İzmir'imize yakışan bir körfez

İzmir Körfezi’ndeki evsel atık kaynaklı kirliliğin en temel sorun olduğunu söyleyen Erul, şunları aktardı:
“İzmir Körfezi'ndeki temizlik çalışmalarını bakanlığımızın koordinasyonunda Bakanlığımızın izleme ve denetim görevi çerçevesinde hep birlikte el birliğiyle yaşanabilir, nefes alan bir İzmir Körfezi inşa etmeyi düşünüyoruz, planlıyoruz. Bölgede yapılan izleme çalışmalarında amonyak normal sınır değerinin 50 katı çıkmasının anlamı şuydu: Burada evsel kaynaklı bir kirlilik var. O yüzden biz Çiğli Atık Su Arıtma Tesisine yöneliyoruz. Burada Çiğli Atık Su Arıtma Tesisinin kapasitesini artırmamız veya mevzuata uygun olarak işletmemizin yanı sıra bir de deşarj noktası var. İşte bu deşarj noktasında geçen hafta bilim kuruluyla yapmış olduğumuz çalışmalar sonucunda körfezin hidrodinamik modelini ortaya koymamız gerekiyor. Nefes projemizle bu hidrodinamik modele göre biz atık suyu nereye deşarj edeceğiz, kıyıdan mı deşarj yapacağız?
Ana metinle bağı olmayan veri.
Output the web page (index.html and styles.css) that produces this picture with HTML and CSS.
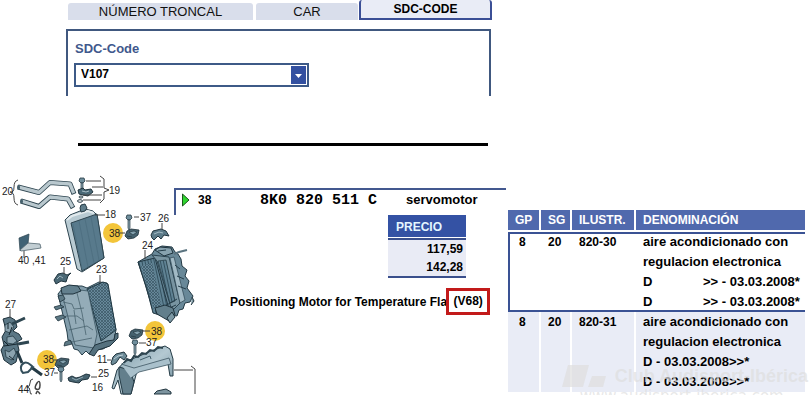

Derin deniz deşarjı mı yapacağız? Hangi tekniklerle yapacağımızı ortaya koymak adına böyle bir proje çalışması oluşturduk. Bu çalışmanın sonucunda bölgedeki üniversitelerimizin hazırlamış olduğu, daha önce yapmış olduğu çalışmalar artı eksik var ise, yeni projeler geliştirmek, bunlarla birlikte yeni bir yapılanmayı şekillendirmek. Buradaki yegane amacımız Körfez’in yaşanabilir güzel İzmir'imize yakışan bir temizlikte yaşanabilir bir körfez haline getirmek.”

Kirliliğin kaynağı tek değil

Gerçekleştirilecek olan projeyle İç Körfez’deki sirkülasyonun artacağını, projede bu yöntemlerin kullanılacağını paylaşan Erul, “İzmir Körfezi üç bölüme ayrılıyor. İç Körfez, Orta Körfez ve Dış Körfez. Özellikle iç körfezdeki su sirkülasyonu hareketlendirecek bir mekanizmayı kurgulamamız gerekiyor. Ne zaman yapacağız? Orta ve uzun vadede yapmamız gerekiyor. Yani kısa ve acil eylem planında kirlilik girişini durduracağız. Daha sonra orta ve uzun vadede bu kirli durdurulduktan sonra. İç Körfez, Orta Körfez ve Dış Körfez’deki hidrodinamik modelle birlikte dip çamurunu, dip tortusunu, nerelerde biriktiğini ve sirkülasyonu arttırabilecek mekanizmanın ne olduğunu ve nasıl bir kurgu yapılması gerektiğini ortaya koyacağız. Burada tabi yalnızca noktasal kaynaklı kirlilik değil. Dereler de var. Derelerde gelen kirlilikler var. Ayrıca bölgede derelere yapılan kaçak deşarjlar var ise bu kaçak deşarjların denetimi sonucunda mevzuata aykırı bir durum var ise bunu ortaya koyacağız.” diye konuştu.

11 ayda 798 çevre denetimi

Erul, kirliliğin kaynağının tespitine ve önlenmesine yönelik denetimler kapsamında bakanlığın balık ölümlerinin yaşandığı 20 Ağustos’tan bu yana 7 tesise 4 milyon 706 bin 851 TL ceza uygulandığını açıkladı. 2024 yılı genelinde ise 798 çevre denetiminde 24 tesise 15 milyon 801 bin 554 TL idari ceza uygulandı.